The Rise of Cold Chain Logistics

As India started the distribution of COVID-19 vaccination from the Serum Institute of India’s facility in Pune in Maharashtra kick started on January 16, the transportation of this vaccine involved a whole lot of planning the entire logistics functions. The pre-Covid era saw cold chain logistics as a need only by a few business verticals such as ice-cream industry, frozen food, fresh produce from across
the globe, dairy industry and a few pharmaceuticals companies that had to maintain certain drugs under strict temperature regime during and after transport. 

A part from these few industries, cold chain logistics was completely shrouded in the dark considered only to be a painstaking plus an expensive process to put together a robust cold chain logistical system accessed by a few niche industry sectors that needed them the most. Today, in the post- Covid era and especially after the vaccine being introduced, India as a country has woken up to a new era in the field of logistics or has given rise to the dawn of a hidden star called cold chain logistics. 

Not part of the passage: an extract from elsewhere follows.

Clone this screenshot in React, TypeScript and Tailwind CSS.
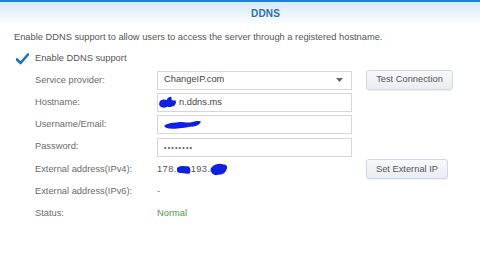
const font = { fontFamily: '"Liberation Sans", Arial, sans-serif' }

function Scribble({ w, h, d }: { w: number; h: number; d: string }) {
  return (
    <svg width={w} height={h} viewBox={`0 0 ${w} ${h}`} className="inline-block align-middle">
      <path d={d} fill="#1020e0" stroke="#1020e0" strokeWidth="1.5" strokeLinejoin="round" />
    </svg>
  )
}

function Row({ label, children, right }: { label: string; children: React.ReactNode; right?: React.ReactNode }) {
  return (
    <div className="flex items-center h-[22.3px]">
      <div className="w-[122px] shrink-0 text-[#6a6a6a]">{label}</div>
      <div className="w-[195px] shrink-0 flex items-center">{children}</div>
      {right && <div className="ml-[14px]">{right}</div>}
    </div>
  )
}

function Field({ children }: { children: React.ReactNode }) {
  return (
    <div className="w-full h-[19px] border border-[#d4d8dc] bg-white flex items-center px-[6px] text-[#444]">
      {children}
    </div>
  )
}

function Button({ children, w }: { children: React.ReactNode; w: string }) {
  return (
    <button
      className={`${w} h-[20px] rounded-[3px] border border-[#cfd6de] bg-gradient-to-b from-[#f7f9fb] to-[#e8edf2] text-[#555] text-[9.3px] shadow-[0_1px_1px_rgba(0,0,0,0.06)]`}
    >
      {children}
    </button>
  )
}

export default function App() {
  return (
    <div className="w-[480px] h-[274px] bg-white overflow-hidden text-[9.3px] leading-none" style={font}>
      {/* Header */}
      <div className="h-[2px] bg-[#1f7fd6]" />
      <div className="h-[24px] bg-gradient-to-b from-[#d6ebfb] to-white flex items-center pl-[251px]">
        <span className="font-bold text-[#2e6db8] text-[10px] tracking-[0.2px]">DDNS</span>
      </div>

      <div className="pl-[14px]">
        <p className="mt-[5px] text-[#555] h-[14px] flex items-center">
          Enable DDNS support to allow users to access the server through a registered hostname.
        </p>

        <div className="flex items-center h-[14px] mt-[7px] pl-[2px]">
          <svg width="13" height="12" viewBox="0 0 13 12">
            <path d="M1 6.5 L4.6 10 L12 1.5" fill="none" stroke="#1d6fc8" strokeWidth="2.6" strokeLinecap="round" strokeLinejoin="round" />
          </svg>
          <span className="ml-[6px] text-[#555]">Enable DDNS support</span>
        </div>

        <div className="pl-[21px] mt-[3px]">
          <Row label="Service provider:" right={<Button w="w-[87px]">Test Connection</Button>}>
            <Field>
              <span className="flex-1">ChangeIP.com</span>
              <svg width="7" height="4" viewBox="0 0 7 4" className="mr-[2px]">
                <path d="M0 0 H7 L3.5 4 Z" fill="#666" />
              </svg>
            </Field>
          </Row>
          <Row label="Hostname:">
            <Field>
              <span className="-ml-[6px] mr-[1px]">
                <Scribble w={20} h={14} d="M2 8 C3 5 6 5 9 6 C10 3 12 2 13 3 C12 5 14 7 17 6 C18 8 16 11 13 11 C11 12 9 10 7 12 C4 12 1 11 2 8 Z" />
              </span>
              <span>n.ddns.ms</span>
            </Field>
          </Row>
          <Row label="Username/Email:">
            <Field>
              <Scribble w={38} h={10} d="M1 6 C5 3 10 4 14 3 C18 2 22 4 27 3 C31 2 34 1 36 2 C34 5 30 6 26 6 C20 7 14 8 8 8 C5 8 2 8 1 6 Z" />
            </Field>
          </Row>
          <Row label="Password:">
            <Field>
              <span className="tracking-[1.2px] text-[#555] text-[7px]">••••••••</span>
            </Field>
          </Row>
          <Row label="External address(IPv4):" right={<Button w="w-[82px]">Set External IP</Button>}>
            <span className="text-[#555] tracking-[0.4px]">178.</span>
            <Scribble w={14} h={9} d="M1 3 C4 1 8 2 11 2 C13 3 13 6 12 8 C9 8 5 7 2 7 C0 6 0 4 1 3 Z" />
            <span className="text-[#555] tracking-[0.4px]">193.</span>
            <Scribble w={18} h={13} d="M2 5 C4 2 9 1 13 2 C16 2 17 4 16 6 C15 9 12 11 8 11 C5 12 3 11 2 9 C1 8 1 6 2 5 Z" />
          </Row>
          <Row label="External address(IPv6):">
            <span className="text-[#777]">-</span>
          </Row>
          <Row label="Status:">
            <span className="text-[#4a9a3a]">Normal</span>
          </Row>
        </div>
      </div>
    </div>
  )
}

The Indian Cold Chain industry was expected to grow annually at 28% the total value of cold chain industry in India is expected to reach ~USD 13 billion through increased investments, modernization of existing facilities, and establishment of new ventures via private and government partnerships thereby, presenting a great opportunity for foreign companies. Cold stores are the major revenue contributors of the Indian Cold Chain industry and are majorly used for storing various food and pharmaceutical products. However, the market which was gradually getting organised and realigning their focus towards multipurpose cold storages facilities are rising. 

According to industry estimates, approximately 104 million metric tons of perishable produce is transported between cities each year and key growth drivers include meat productsexport, rising demand for confectionary, frozen food etc.The Government of India had recognised the need for development of cold chain logistics as an essential next step in upgrading India’s logistical footprint across the globe and therefore had worked out various incentives for promoting growth within the logistical sector by developing road and rail infrastructure, development of ocean ports and air cargo divisions across the country. The Indian markets started witnessing a transition from being a traditional cold storage facility to a fully integrated cold chain projects which would bring about efficiency and increased productivity of cold chain companies in the post-Covid era. 

With favourable government initiative such as subsidy schemes for setting up a cold storage facility and purchasing standalone reefer vehicles and SAMAPADA Scheme will support the development of cold chain infrastructure. Moreover, major dairy companies, retail chains and online grocers have received federal approval to set up 101 cold chains which will bring in an investment of INR 3,100 crore in the sector.

Such developments and growing investment from public and private sector is projected to propel the market revenue. Piyush Goyal, Union Minister of Commerce and Industry & Railways, reviewed the draft National Logistics Policy and the proposed action plan for implementation of the policy prepared by the Department of Logistics, Ministry of Commerce and Industry. The draft National Logistics Policy has been prepared in consultation with the Ministries of Railways, Road Transport and Highways, Shipping and Civil Aviation. Forty-six Partnering Government Agencies (PGAs) inputs were analysed in detail for consideration in the Policy. 

He also said that a central scheme for cold chain across the country especially for fruits, vegetables and perishables may be made part of the action plan of the draft logistics policy so that it improves efficiency and reduces the loss in agricultural produce of farmers. The path forward in developing a state of the art logistical corridor for India is becoming very clear as the country gears up to implement some significant changes. These changes in the logistical sector not only brings growth to the countries revenues it also opens up door to various employment opportunities. Currently the logistical sector in India employs more than 35 million plus people and the sector is expected to the largest job creator in the country by 2022 as claimed by market experts and various market reports.